Ainsi ruinée et décimée, la population française tout entière n’avait qu’une seule pensée, ne vivait que dans une seule espérance, ne formait qu’un seul vœu : la paix. Des villes, des campagnes, des états-majors mêmes, cette prière unanime arrivait soumise et tremblante au pied du trône impérial. Depuis les campagnes de 1808 et de 1809, et surtout depuis la retraite de Russie, la France était lasse de la guerre. Les désastres de la Bérézina et de Leipzig, la marche de l’ennemi vers les frontières, l’avaient fait revenir de ses rêves de gloire, comme, quinze ans plus tôt, les hécatombes de la Terreur et les désordres du Directoire l’avaient désabusée de ses rêves de liberté. Après vingt-cinq années de révolutions et de guerres, la France voulait du repos.
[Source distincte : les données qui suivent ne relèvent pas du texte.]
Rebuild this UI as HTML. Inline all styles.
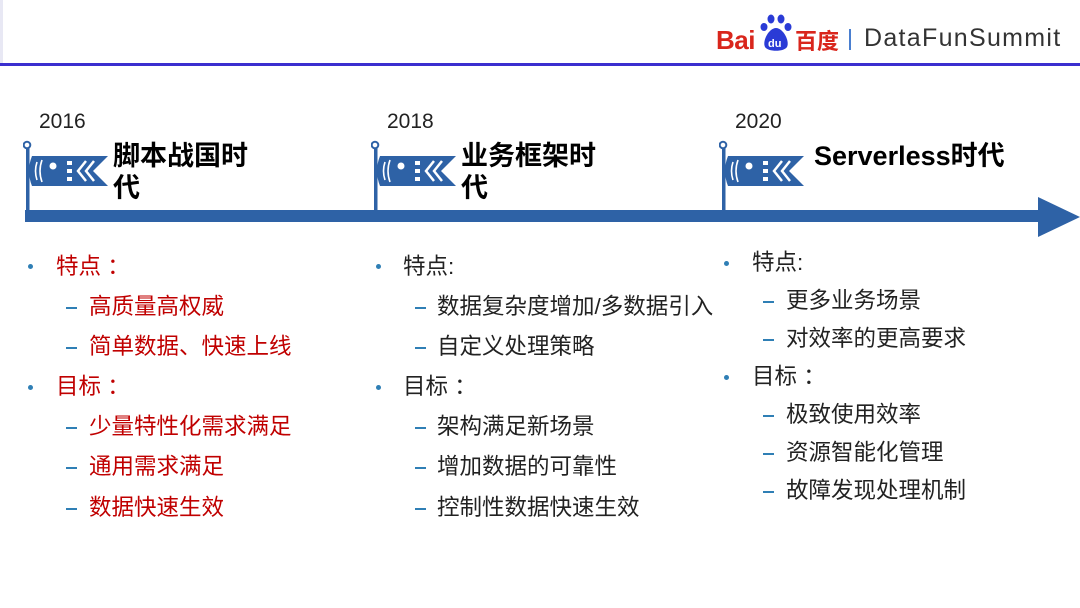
<!DOCTYPE html>
<html><head><meta charset="utf-8"><style>
body{margin:0;width:1080px;height:608px;background:#fff;position:relative;overflow:hidden;font-family:"Liberation Sans","Noto Sans CJK SC",sans-serif}
.a{position:absolute;white-space:nowrap}
.yr{font-size:21px;color:#222}
.tt{font-size:27px;font-weight:bold;color:#000;line-height:32px}
.l{font-size:22.5px;line-height:26px}
.r{color:#c00000}.k{color:#222}
.dot{position:absolute;width:5px;height:5px;border-radius:50%;background:#2f7fb5}
.dash{position:absolute;width:11px;height:2px;background:#2f7fb5}
</style></head><body>
<div style="position:absolute;left:0;top:0;width:3px;height:64px;background:#e8e8f4"></div>
<div style="position:absolute;left:0;top:63px;width:1080px;height:3px;background:#3b2fcf"></div>
<!-- logo -->
<div class="a" style="left:716px;top:25px;font-size:26px;font-weight:bold;color:#d9261c;letter-spacing:-0.5px">Bai</div>
<svg class="a" style="left:756px;top:12px" width="40" height="40" viewBox="0 0 40 40">
<ellipse cx="8" cy="15" rx="3.5" ry="4" fill="#2a3bd6"/><ellipse cx="15" cy="7" rx="3.5" ry="4.5" fill="#2a3bd6"/><ellipse cx="25" cy="7" rx="3.5" ry="4.5" fill="#2a3bd6"/><ellipse cx="32" cy="15" rx="3.5" ry="4" fill="#2a3bd6"/>
<path d="M20 16 C13 16 6 29 9 35 C12 40 28 40 31 35 C34 29 27 16 20 16Z" fill="#2a3bd6"/>
<text x="12" y="35" font-size="11" font-weight="bold" fill="#fff" font-family="Liberation Sans">du</text></svg>
<div class="a" style="left:795px;top:24px;font-size:22px;font-weight:bold;color:#d9261c">百度</div>
<div style="position:absolute;left:849px;top:29px;width:1.5px;height:21px;background:#4a7fd0"></div>
<div class="a" style="left:864px;top:24px;font-size:25px;color:#333;letter-spacing:1.3px">DataFunSummit</div>

<!-- timeline -->
<div style="position:absolute;left:25px;top:210px;width:1020px;height:12px;background:#2e62a6"></div>
<svg class="a" style="left:1038px;top:197px" width="42" height="40"><path d="M0 0 L42 20 L0 40Z" fill="#2e62a6"/></svg>

<svg width="0" height="0" style="position:absolute"><defs><g id="fl">
<circle cx="4" cy="7" r="3.3" fill="none" stroke="#2e62a6" stroke-width="2"/>
<rect x="3" y="10" width="3.5" height="62" fill="#2e62a6"/>
<path d="M9 18 L85 18 L70 33 L85 48 L9 48 Q3 33 9 18Z" fill="#2e62a6"/>
<path d="M14 24 Q11 33 14 42" stroke="#fff" stroke-width="1.6" fill="none"/>
<path d="M19 22 Q15 33 19 44" stroke="#fff" stroke-width="1.6" fill="none"/>
<circle cx="30" cy="28" r="3.5" fill="#fff"/>
<rect x="44" y="23" width="5" height="4" fill="#fff"/><rect x="44" y="31" width="5" height="4" fill="#fff"/><rect x="44" y="39" width="5" height="4" fill="#fff"/>
<path d="M63 23 L55 33 L63 43" stroke="#fff" stroke-width="2.5" fill="none"/>
<path d="M71 23 L63 33 L71 43" stroke="#fff" stroke-width="2.5" fill="none"/>
</g></defs></svg>
<svg class="a" style="left:23px;top:138px" width="90" height="80"><use href="#fl"/></svg>
<svg class="a" style="left:371px;top:138px" width="90" height="80"><use href="#fl"/></svg>
<svg class="a" style="left:719px;top:138px" width="90" height="80"><use href="#fl"/></svg>

<div class="a yr" style="left:39px;top:110px">2016</div>
<div class="a yr" style="left:387px;top:110px">2018</div>
<div class="a yr" style="left:735px;top:110px">2020</div>
<div class="a tt" style="left:113px;top:140px">脚本战国时<br>代</div>
<div class="a tt" style="left:461px;top:140px">业务框架时<br>代</div>
<div class="a tt" style="left:814px;top:140px">Serverless时代</div>

<!-- col1 -->
<div class="dot" style="left:28px;top:264px"></div><div class="a l r" style="left:56px;top:254px">特点 ：</div>
<div class="dash" style="left:66px;top:307px"></div><div class="a l r" style="left:89px;top:294px">高质量高权威</div>
<div class="dash" style="left:66px;top:347px"></div><div class="a l r" style="left:89px;top:334px">简单数据、快速上线</div>
<div class="dot" style="left:28px;top:385px"></div><div class="a l r" style="left:56px;top:374px">目标 ：</div>
<div class="dash" style="left:66px;top:427px"></div><div class="a l r" style="left:89px;top:414px">少量特性化需求满足</div>
<div class="dash" style="left:66px;top:467px"></div><div class="a l r" style="left:89px;top:454px">通用需求满足</div>
<div class="dash" style="left:66px;top:508px"></div><div class="a l r" style="left:89px;top:495px">数据快速生效</div>
<!-- col2 -->
<div class="dot" style="left:376px;top:264px"></div><div class="a l k" style="left:403px;top:254px">特点:</div>
<div class="dash" style="left:415px;top:307px"></div><div class="a l k" style="left:437px;top:294px">数据复杂度增加/多数据引入</div>
<div class="dash" style="left:415px;top:347px"></div><div class="a l k" style="left:437px;top:334px">自定义处理策略</div>
<div class="dot" style="left:376px;top:385px"></div><div class="a l k" style="left:403px;top:374px">目标 ：</div>
<div class="dash" style="left:415px;top:427px"></div><div class="a l k" style="left:437px;top:414px">架构满足新场景</div>
<div class="dash" style="left:415px;top:467px"></div><div class="a l k" style="left:437px;top:454px">增加数据的可靠性</div>
<div class="dash" style="left:415px;top:508px"></div><div class="a l k" style="left:437px;top:495px">控制性数据快速生效</div>
<!-- col3 -->
<div class="dot" style="left:724px;top:261px"></div><div class="a l k" style="left:752px;top:250px">特点:</div>
<div class="dash" style="left:763px;top:301px"></div><div class="a l k" style="left:786px;top:288px">更多业务场景</div>
<div class="dash" style="left:763px;top:339px"></div><div class="a l k" style="left:786px;top:326px">对效率的更高要求</div>
<div class="dot" style="left:724px;top:375px"></div><div class="a l k" style="left:752px;top:364px">目标 ：</div>
<div class="dash" style="left:763px;top:415px"></div><div class="a l k" style="left:786px;top:402px">极致使用效率</div>
<div class="dash" style="left:763px;top:453px"></div><div class="a l k" style="left:786px;top:440px">资源智能化管理</div>
<div class="dash" style="left:763px;top:491px"></div><div class="a l k" style="left:786px;top:478px">故障发现处理机制</div>
</body></html>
Mais la France, et nous entendons par là, l’immense majorité du pays, les quatre cinquièmes de la population, ne désirait ni même ne pensait davantage.

  1. Le sous-préfet de Roanne à Montalivet, 17 janvier. (Arch. Nat., F° 7., 4,290.) Cf. sous-préfet de Vervins à Malouet, 11 janvier : « Il ne reste plus dans l’arrondissement que les vieillards, les estropiés, les infirmes. » (Archives de Laon.) — « Dans l’Aisne, écrit Pasquier le 6 janvier, on n’a laissé aucun homme dans les familles pour leur soutien. » — « Dans l’Eure-et-Loir, écrit-il le 11, il n’y a plus que les infirmes et les éclopés. » (Arch. nat.. AF., IV, 1534.) — Il faut bien se rendre à ces témoignages authentiques, venus de tous les points de la France et se confirmant l’un par l’autre. On est en droit néanmoins de les taxer d’une certaine exagération. Le rappel des classes an III et suivans, la levée de 1815, l’appel des gardes nationaux mobiles, ne portaient après tout que sur les hommes de dix-neuf à quarante ans. À quarante et un ans, on n’est pas un vieillard.